If you look at any survey of employers that I’ve done over the past several years, you’ll find that the number one issue for employers is quality of candidates. Now, ‘quality’ is one of those wonderfully fuzzy terms that can mean just about anything to anyone, but in general, when employers talk about quality candidates, they’re talking about candidates that meet the skill and experience requirements of the posted job. Poor quality candidates, in other words, are those that have just thrown their resume in the till, regardless of their qualifications.
Can you guess what really bugs employers about job boards? It’s when they get poor quality candidates for their job postings. Imagine that!
This is not an easy problem to solve (although if you listen to the advertising from some job boards and social recruiting services, you might think it is). Why is it hard?
- Definition: As mentioned above, the employer actually has to tell you, the vendor, what a quality candidate is. Sometimes that’s easier said than done
- Control: You can’t control who applies to the job. You can control – to an extent – where the job is promoted, and to whom.
- Honesty: You can’t make the candidate honest. Let’s face it – sometimes the candidate lies.
There is a relatively simple way to increase the number of qualified candidates that make it to the employer. It’s not a silver bullet – it won’t absolutely prevent an unqualified candidate from getting to them. But it improves the odds.
So what is it?
Screening questions. Ask the candidate something pertinent to the job, something that only a qualified candidate would know. Or ask them if they have a specific type of training or certification that only a qualified candidate would have. You get the picture. One to three questions should be enough to dramatically narrow the applicants down – to those that can correctly answer the questions, and are thus more qualified than those that can’t.
Well, if it’s this easy to improve candidate quality, why isn’t everyone doing it?
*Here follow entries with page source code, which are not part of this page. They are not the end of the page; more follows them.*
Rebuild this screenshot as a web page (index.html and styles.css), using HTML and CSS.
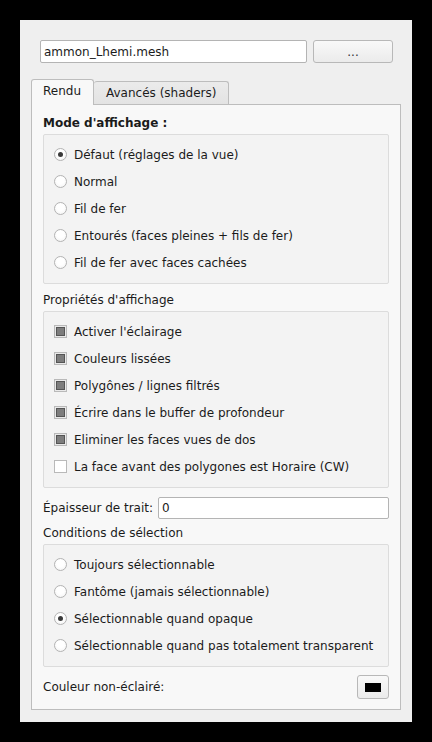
FILE: index.html
```html
<!DOCTYPE html>
<html lang="fr">
<head>
<meta charset="utf-8">
<link rel="stylesheet" href="styles.css">
</head>
<body>
<div class="window">
  <div class="file-row">
    <div class="line-edit file-edit">ammon_Lhemi.mesh</div>
    <div class="push-btn browse">...</div>
  </div>
  <div class="tabs">
    <div class="tab active">Rendu</div>
    <div class="tab">Avancés (shaders)</div>
  </div>
  <div class="pane">
    <div class="section-label bold first">Mode d'affichage :</div>
    <div class="group">
      <div class="row"><span class="radio checked"></span><span>Défaut (réglages de la vue)</span></div>
      <div class="row"><span class="radio"></span><span>Normal</span></div>
      <div class="row"><span class="radio"></span><span>Fil de fer</span></div>
      <div class="row"><span class="radio"></span><span>Entourés (faces pleines + fils de fer)</span></div>
      <div class="row"><span class="radio"></span><span>Fil de fer avec faces cachées</span></div>
    </div>
    <div class="section-label">Propriétés d'affichage</div>
    <div class="group">
      <div class="row"><span class="check checked"></span><span>Activer l'éclairage</span></div>
      <div class="row"><span class="check checked"></span><span>Couleurs lissées</span></div>
      <div class="row"><span class="check checked"></span><span>Polygônes / lignes filtrés</span></div>
      <div class="row"><span class="check checked"></span><span>Écrire dans le buffer de profondeur</span></div>
      <div class="row"><span class="check checked"></span><span>Eliminer les faces vues de dos</span></div>
      <div class="row"><span class="check"></span><span>La face avant des polygones est Horaire (CW)</span></div>
    </div>
    <div class="field-row">
      <span class="field-label">Épaisseur de trait:</span>
      <div class="line-edit width-edit">0</div>
    </div>
    <div class="section-label tight">Conditions de sélection</div>
    <div class="group">
      <div class="row"><span class="radio"></span><span>Toujours sélectionnable</span></div>
      <div class="row"><span class="radio"></span><span>Fantôme (jamais sélectionnable)</span></div>
      <div class="row"><span class="radio checked"></span><span>Sélectionnable quand opaque</span></div>
      <div class="row"><span class="radio"></span><span>Sélectionnable quand pas totalement transparent</span></div>
    </div>
    <div class="color-row">
      <span class="field-label">Couleur non-éclairé:</span>
      <div class="push-btn color-btn"><span class="swatch"></span></div>
    </div>
  </div>
</div>
</body>
</html>
```

FILE: styles.css
```css
html, body {
  margin: 0;
  padding: 0;
  background: #000;
}
body {
  font-family: "DejaVu Sans", sans-serif;
  font-size: 12px;
  color: #1b1b1b;
}
.window {
  margin: 20px 0 0 20px;
  width: 392px;
  height: 702px;
  background: #efefef;
  box-sizing: border-box;
  padding-top: 20px;
}
.file-row {
  display: flex;
  gap: 6px;
  padding-left: 20px;
  height: 23px;
}
.line-edit {
  box-sizing: border-box;
  background: #fff;
  border: 1px solid #b4b4b4;
  border-radius: 2px;
  padding-left: 3px;
  display: flex;
  align-items: center;
  line-height: 14px;
  font-size: 12px;
}
.file-edit {
  width: 267px;
  height: 23px;
}
.push-btn {
  box-sizing: border-box;
  border: 1px solid #b8b8b8;
  border-radius: 3px;
  background: linear-gradient(#f9f9f9, #ebebeb);
  display: flex;
  align-items: center;
  justify-content: center;
}
.browse {
  width: 80px;
  height: 23px;
  font-size: 12px;
  line-height: 12px;
  color: #333;
}
.tabs {
  display: flex;
  margin-top: 16px;
  padding-left: 11px;
  height: 25px;
  align-items: flex-end;
  position: relative;
  z-index: 1;
}
.tab {
  box-sizing: border-box;
  border: 1px solid #bdbdbd;
  border-bottom: none;
  border-radius: 3px 3px 0 0;
  font-size: 12px;
  line-height: 20px;
  height: 23px;
  padding: 1px 12px 0;
  background: linear-gradient(#ebebeb, #e3e3e3);
  color: #1b1b1b;
  white-space: nowrap;
}
.tab.active {
  background: #f8f8f8;
  padding: 1px 12px 0 11px;
  margin-bottom: -1px;
  height: 26px;
}
.tab + .tab {
  border-left: none;
}
.pane {
  box-sizing: border-box;
  margin-left: 11px;
  width: 370px;
  height: 606px;
  border: 1px solid #bdbdbd;
  background: #f8f8f8;
  padding: 0 11px 0 11px;
  font-size: 12px;
}
.section-label {
  line-height: 18px;
  margin: 7px 0 2px;
  white-space: nowrap;
}
.section-label.first {
  margin: 9px 0 2px;
}
.section-label.tight {
  margin-top: 5px;
}
.bold {
  font-weight: bold;
}
.group {
  box-sizing: border-box;
  border: 1px solid #dcdcdc;
  border-radius: 2px;
  background: #f3f3f3;
  padding: 6px 10px 7px;
}
.row {
  height: 27px;
  display: flex;
  align-items: center;
  gap: 7px;
  white-space: nowrap;
}
.radio {
  box-sizing: border-box;
  width: 13px;
  height: 13px;
  border-radius: 50%;
  border: 1px solid #b3b3b3;
  background: radial-gradient(circle at 50% 40%, #ffffff 40%, #f0f0f0 100%);
  display: flex;
  align-items: center;
  justify-content: center;
  flex: none;
}
.radio.checked::after {
  content: "";
  width: 5px;
  height: 5px;
  border-radius: 50%;
  background: #3a3a3a;
}
.check {
  box-sizing: border-box;
  width: 13px;
  height: 13px;
  border: 1px solid #b9b9b9;
  background: #fff;
  display: flex;
  align-items: center;
  justify-content: center;
  flex: none;
}
.check.checked {
  background: #e9e9e9;
}
.check.checked::after {
  content: "";
  box-sizing: border-box;
  width: 9px;
  height: 9px;
  border: 1px solid #555;
  background: #7d7d7d;
}
.field-row {
  display: flex;
  align-items: center;
  gap: 5px;
  margin-top: 9px;
  height: 22px;
  white-space: nowrap;
}
.width-edit {
  flex: 1;
  height: 22px;
}
.color-row {
  display: flex;
  align-items: center;
  justify-content: space-between;
  margin-top: 8px;
  height: 24px;
}
.color-btn {
  width: 32px;
  height: 24px;
}
.swatch {
  width: 16px;
  height: 9px;
  background: #000;
}
```
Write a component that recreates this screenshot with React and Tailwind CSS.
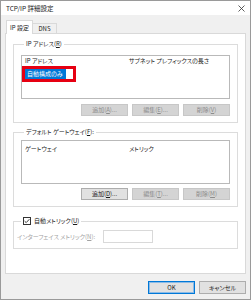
import React from 'react';

function Btn({ children, disabled, className = '' }) {
  return (
    <div
      className={`h-[12px] flex items-center justify-center border ${
        disabled
          ? 'bg-[#d4d4d4] border-[#c7c7c7] text-[#8c8c8c]'
          : 'bg-[#e1e1e1] border-[#adadad] text-[#1a1a1a]'
      } ${className}`}
    >
      {children}
    </div>
  );
}

function ButtonRow({ labels, firstEnabled }) {
  return (
    <div className="flex justify-end gap-[4px]">
      {labels.map((l, i) => (
        <Btn key={i} disabled={!(firstEnabled && i === 0)} className="w-[47px]">
          {l}
        </Btn>
      ))}
    </div>
  );
}

export default function App() {
  return (
    <div className="w-[251px] h-[300px] border border-[#9a9a9a] bg-[#f0f0f0] flex flex-col whitespace-nowrap text-[6px] leading-[10px] text-[#1a1a1a] font-['Noto_Sans_CJK_JP',sans-serif] [font-feature-settings:'palt']">
      {/* Title bar */}
      <div className="h-[14px] bg-white flex items-center justify-between pl-[5px] pr-[5px]">
        <span className="text-[6.5px]">TCP/IP 詳細設定</span>
        <svg width="7" height="7" viewBox="0 0 7 7" className="text-[#333]">
          <path d="M0.5 0.5L6.5 6.5M6.5 0.5L0.5 6.5" stroke="currentColor" strokeWidth="0.8" />
        </svg>
      </div>

      <div className="pl-[4px] mt-[5px] flex flex-col">
        {/* Tabs */}
        <div className="flex items-end -mb-px relative z-10 pl-[1px] h-[14px]">
          <div className="w-[27px] h-[14px] bg-white border-x border-t border-[#d9d9d9] flex items-center justify-center">
            IP 設定
          </div>
          <div className="w-[24px] h-[11px] bg-[#f0f0f0] border-t border-r border-b border-[#d9d9d9] flex items-center justify-center">
            DNS
          </div>
        </div>

        {/* Panel */}
        <div className="w-[241px] h-[241px] border border-[#d9d9d9] bg-white px-[7px] pt-[5px] flex flex-col">
          {/* IP address group */}
          <fieldset className="border border-[#dcdcdc] px-[7px] pt-[6px] pb-[6px]">
            <legend className="ml-[3px] px-[2px] leading-[10px]">
              IP アドレス(<u>R</u>)
            </legend>
            <div className="h-[44px] border border-[#b9b9b9] bg-white flex flex-col">
              <div className="flex h-[10px] items-center">
                <div className="w-[107px] pl-[3px]">IP アドレス</div>
                <div>サブネット プレフィックスの長さ</div>
              </div>
              <div className="w-[54px] h-[16px] border-[3px] border-[#e60012] flex items-center">
                <span className="w-[41px] h-[10px] bg-[#0078d7] text-white pl-[2px] flex items-center">
                  自動構成のみ
                </span>
              </div>
            </div>
            <div className="mt-[5px]">
              <ButtonRow
                labels={[
                  <span key="a">追加(<u>A</u>)...</span>,
                  <span key="e">編集(<u>E</u>)...</span>,
                  <span key="v">削除(<u>V</u>)</span>,
                ]}
              />
            </div>
          </fieldset>

          {/* Default gateway group */}
          <fieldset className="mt-[4px] border border-[#dcdcdc] px-[7px] pt-[3px] pb-[6px]">
            <legend className="ml-[3px] px-[2px] leading-[10px]">
              デフォルト ゲートウェイ(<u>F</u>):
            </legend>
            <div className="h-[44px] border border-[#b9b9b9] bg-white flex flex-col pt-[3px]">
              <div className="flex h-[10px] items-center">
                <div className="w-[107px] pl-[3px]">ゲートウェイ</div>
                <div>メトリック</div>
              </div>
            </div>
            <div className="mt-[4px]">
              <ButtonRow
                firstEnabled
                labels={[
                  <span key="d">追加(<u>D</u>)...</span>,
                  <span key="t">編集(<u>T</u>)...</span>,
                  <span key="m">削除(<u>M</u>)</span>,
                ]}
              />
            </div>
          </fieldset>

          {/* Automatic metric group */}
          <fieldset className="mt-[9px] border border-[#dcdcdc] pl-[3px] pr-[7px] pt-[4px] pb-[5px]">
            <legend className="ml-[4px] px-[2px] leading-[10px]">
              <span className="flex items-center gap-[3px]">
                <svg width="8" height="8" viewBox="0 0 8 8">
                  <rect x="0.5" y="0.5" width="7" height="7" fill="white" stroke="#333" />
                  <path d="M1.6 4.1L3.2 5.6L6.4 2.2" fill="none" stroke="#222" strokeWidth="0.9" />
                </svg>
                <span>自動メトリック(<u>U</u>)</span>
              </span>
            </legend>
            <div className="flex items-center">
              <span className="w-[86px] shrink-0 text-[#a3a3a3]">
                インターフェイス メトリック(<u>N</u>):
              </span>
              <div className="w-[50px] h-[13px] border border-[#d9d9d9] bg-white" />
            </div>
          </fieldset>
        </div>

        {/* Dialog buttons */}
        <div className="w-[241px] mt-[7px] flex justify-end gap-[4px]">
          <div className="w-[47px] h-[13px] flex items-center justify-center bg-[#e1e1e1] border border-[#0078d7] shadow-[inset_0_0_0_1px_#8cbbe6]">
            OK
          </div>
          <div className="w-[47px] h-[13px] flex items-center justify-center bg-[#e1e1e1] border border-[#adadad]">
            キャンセル
          </div>
        </div>
      </div>
    </div>
  );
}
- Employer involvement: The ultimate judge of what constitutes a qualifying question is the employer. They must be involved. Often, that’s easier said than done.
- Technical issues: Some job boards and recruiting sites lack the capability to provide screening questions.
- Fear: Some employers (or their lawyers) worry about the legality of screening questions for certain jobs.
- Hypocrisy: Some employers don’t want to give up the quantity of applicants – even if some of them are unqualified. They want better candidates, and too many of them, too!
What can you do? I encourage you to explore this way of delivering higher quality candidates for your clients. It’s not the perfect solution, but it helps. And just think – if you retain just one or two clients a year because of this, it’s time and money well spent. Good luck!